There are two versions of this story that offer much of the same
content but that are essentially different.
The first version uses (and was inspired by) Diigo social annotation
software, a browser-based plugin that allows users to annotate live
web pages and make them public. The story itself begins with the
discovery of this technology. A kind of elation over possibility that
is always dogged by a fear of erasure, of being engulfed by the chaos
of content that amasses in this Library of Babel.
This version lives here:
http://writerresponsetheory.org/wordpress/about/mark-marino/marginalia-in-the-library-of-babel/
Changes to the latest version of Diigo (version 3) have corrupted this
current version.
The second version uses custom built javascript to simulate Diigo
annotations on any web pages. These web pages cached versions.

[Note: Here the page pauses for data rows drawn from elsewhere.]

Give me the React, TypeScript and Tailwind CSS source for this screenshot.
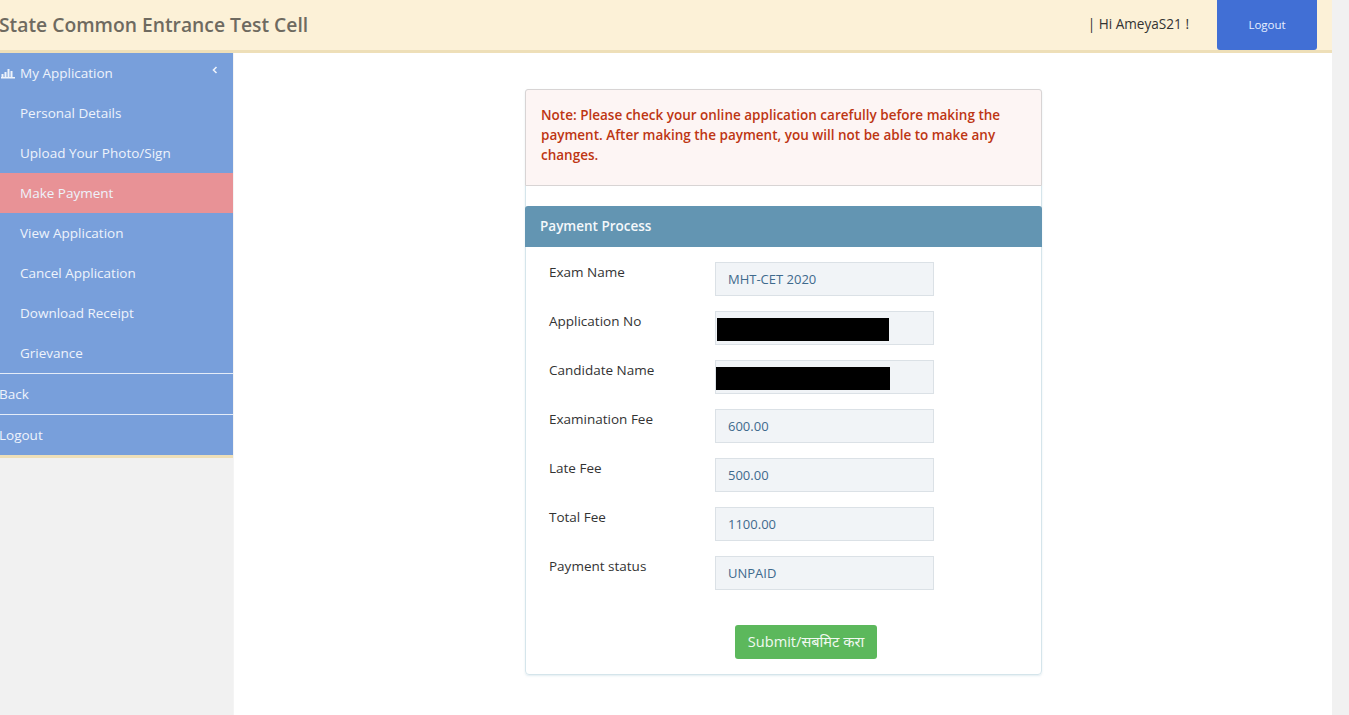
import React from "react";

const menuItems = [
  { label: "Personal Details" },
  { label: "Upload Your Photo/Sign" },
  { label: "Make Payment", active: true },
  { label: "View Application" },
  { label: "Cancel Application" },
  { label: "Download Receipt" },
  { label: "Grievance" },
];

const fields = [
  { label: "Exam Name", value: "MHT-CET 2020" },
  { label: "Application No", hidden: "-ml-[11px] mt-[1px] w-[172px] h-[23px] bg-black" },
  { label: "Candidate Name", hidden: "-ml-[12px] mt-[1px] w-[174px] h-[23px] bg-black" },
  { label: "Examination Fee", value: "600.00" },
  { label: "Late Fee", value: "500.00" },
  { label: "Total Fee", value: "1100.00" },
  { label: "Payment status", value: "UNPAID" },
];

const App: React.FC = () => {
  return (
    <div className="h-[715px] w-[1349px] flex overflow-hidden bg-[#f1f1f1] font-['Open_Sans','Noto_Sans',sans-serif]">
      <div className="w-[1332px] flex flex-col bg-white">
        {/* Header */}
        <header className="h-[53px] shrink-0 flex items-start justify-between bg-[#fcf1d7] border-b-[3px] border-[#eedfb8]">
          <h1 className="mt-[12px] -ml-px text-[19.3px] leading-[26px] font-semibold text-[#6e6a60]">
            State Common Entrance Test Cell
          </h1>
          <div className="flex items-start">
            <span className="mt-[14px] mr-[28px] text-[13.6px] leading-[20px] text-[#333]">
              | Hi AmeyaS21 !
            </span>
            <button className="h-[50px] w-[100px] mr-[15px] rounded-b-[3px] bg-[#416fd5] text-[11.5px] text-[#e8f0ff]">
              Logout
            </button>
          </div>
        </header>

        <div className="flex flex-1 min-h-0">
          {/* Sidebar */}
          <aside className="w-[234px] shrink-0 bg-[#f1f1f1] border-r border-[#f4f4f4]">
            <nav className="bg-[#789fdb] text-[13.5px] text-[#eef3fb] border-b-[3px] border-[#eedfb8]">
              <div className="h-[40px] flex items-center justify-between pr-[14px]">
                <span className="flex items-center">
                  <svg width="20" height="12" viewBox="0 0 20 12" className="shrink-0" fill="#eef3fb">
                    <rect x="1" y="10" width="14" height="1.5" />
                    <rect x="1.5" y="7" width="2" height="3" />
                    <rect x="4.5" y="5" width="2" height="5" />
                    <rect x="7.5" y="2" width="2" height="8" />
                    <rect x="10.5" y="4" width="2" height="6" />
                  </svg>
                  My Application
                </span>
                <svg width="8" height="10" viewBox="0 0 8 10" className="-mt-[6px] ml-px" fill="none" stroke="#eef3fb" strokeWidth="1.6">
                  <path d="M5.5 2 2.5 5l3 3" />
                </svg>
              </div>
              {menuItems.map((item) => (
                <div
                  key={item.label}
                  className={`h-[40px] flex items-center pl-[20px] ${item.active ? "bg-[#e89296]" : ""}`}
                >
                  {item.label}
                </div>
              ))}
              <div className="h-[41px] flex items-center -ml-px border-t border-[#e4ecf8]">Back</div>
              <div className="h-[41px] flex items-center -ml-px border-t border-[#e4ecf8]">Logout</div>
            </nav>
          </aside>

          {/* Content */}
          <main className="flex-1 pl-[291px] pt-[36px]">
            <div className="w-[517px] h-[586px] rounded-[4px] border border-[#d5e5eb] shadow-[0_1px_2px_rgba(200,220,230,0.5)]">
              <div className="h-[97px] -mt-px -mx-px px-[15px] pt-[15px] rounded-t-[3px] bg-[#fdf5f4] border border-[#d8d4d4] text-[13.5px] leading-[20px] font-semibold text-[#bd3513]">
                Note: Please check your online application carefully before making the payment. After making the payment, you will not be able to make any changes.
              </div>
              <div className="mt-[20px] -mx-px h-[41px] px-[15px] pb-px flex items-center rounded-t-[3px] bg-[#6395b2] text-[13.5px] font-semibold text-[#f4f8fb]">
                Payment Process
              </div>
              <div className="mt-[15px] flex flex-col gap-[15px]">
                {fields.map((field) => (
                  <div key={field.label} className="h-[34px] flex items-start pl-[23px]">
                    <label className="w-[166px] text-[13.5px] leading-[20px] text-[#333]">{field.label}</label>
                    <div className="w-[219px] h-[34px] flex items-center px-[12px] pt-px bg-[#f1f4f7] border border-[#dbe1e6] text-[13px] text-[#3f6a8d]">
                      {field.hidden ? <div className={field.hidden} /> : field.value}
                    </div>
                  </div>
                ))}
              </div>
              <div className="mt-[35px] pl-[209px]">
                <button className="h-[34px] w-[142px] rounded-[3px] bg-[#5cb85c] text-[14.6px] text-[#f1f9f1] pb-px">
                  Submit/सबमिट करा
                </button>
              </div>
            </div>
          </main>
        </div>
      </div>
    </div>
  );
};

export default App;
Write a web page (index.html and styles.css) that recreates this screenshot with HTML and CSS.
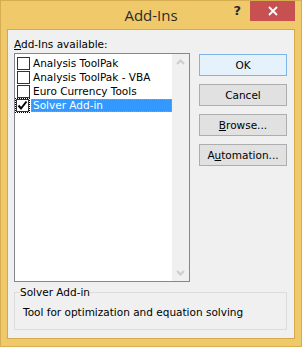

The second version is here:
http://www.cddc.vt.edu/journals/newriver/07Fall/marino/index.html
The reason for the second version is one of the constant tropes of New
Media: archiving and preservation. While I don't know the future of
Diigo or even the web pages I annotated (indeed some of them live in
the Internet Archive already, a.k.a the Wayback Machine), I do know
that these pages will run on most browsers for the foreseeable future.
To publish this story in New River Journal and to assure that the
notes would be visible, I had to get some help building a standalone
annotation system, one that is, ironically, not social. The pages had
to go from living, breathing Web pages to copies.
And such is the battle that we word soldiers must wage as we make our
pretty little marks upon these ever-shifting pages, which blow away
like sand at the slightest breeze.
Additional info on the story is here:
http://writerresponsetheory.org/wordpress/2007/02/09/marginalia-in-the-library-of-babel/
A show of hands is the second piece of electronic literature written
for and on the adaptive hypertext system Literatronica. Literatronica
was built by Juan B. Guiterrez (and others) for the Colombian
government. Since then he has built it out into an electronic
literary system open to any authors.
Literatronica answers some of the main problems in electronic
hypertext. First, it always allows you to see how much you have left
to read (answering a complaint by Espen Aarseth about that feeling of
bottomlessness in the loch of literary hypertext). It also ensures
that you always see new material (answering a complaint by Chris
Crawford about the dead branches of tree-structured narratives).
[Users need to register as a user or guest before they begin reading]
The system adapts to your reading, keeping track of where you've been
and helping you go to the most logical next story moment or passage
(or least logical, if that's your poison).
"a show of hands" takes advantage of the system by offering the
re-shuffleable lives of a Mexican American family, with storylines
chopped up telenovela-style. Yet, their fates pull them inevitably
toward the May 1 Immigration Reform marches. The system proved ideal
for allowing authors to follow the family members they were interested
in even as they watched an overall story with a definite arc.
Because I was only the second author in the system, I was able to make
requests of Juan -- to not only receive tech support but to receive
authorware support as my narrative problem because his programming
puzzle. Literatronica evolved as "a show of hands" evolved. And it
continues to evolve through his work on the Global Poetic System (a
GPS-enabled poetry system to be rolled out for ePoetry 2009 in
Barcelona.)
Juan is interested in helping others use
Literatronica (aka Literatronic) to build their
stories. He presented it at ELO Visionary Landscapes and Hypertext
08. He is always looking for new authors to come use the system and
help it develop into a more robust authoring tool.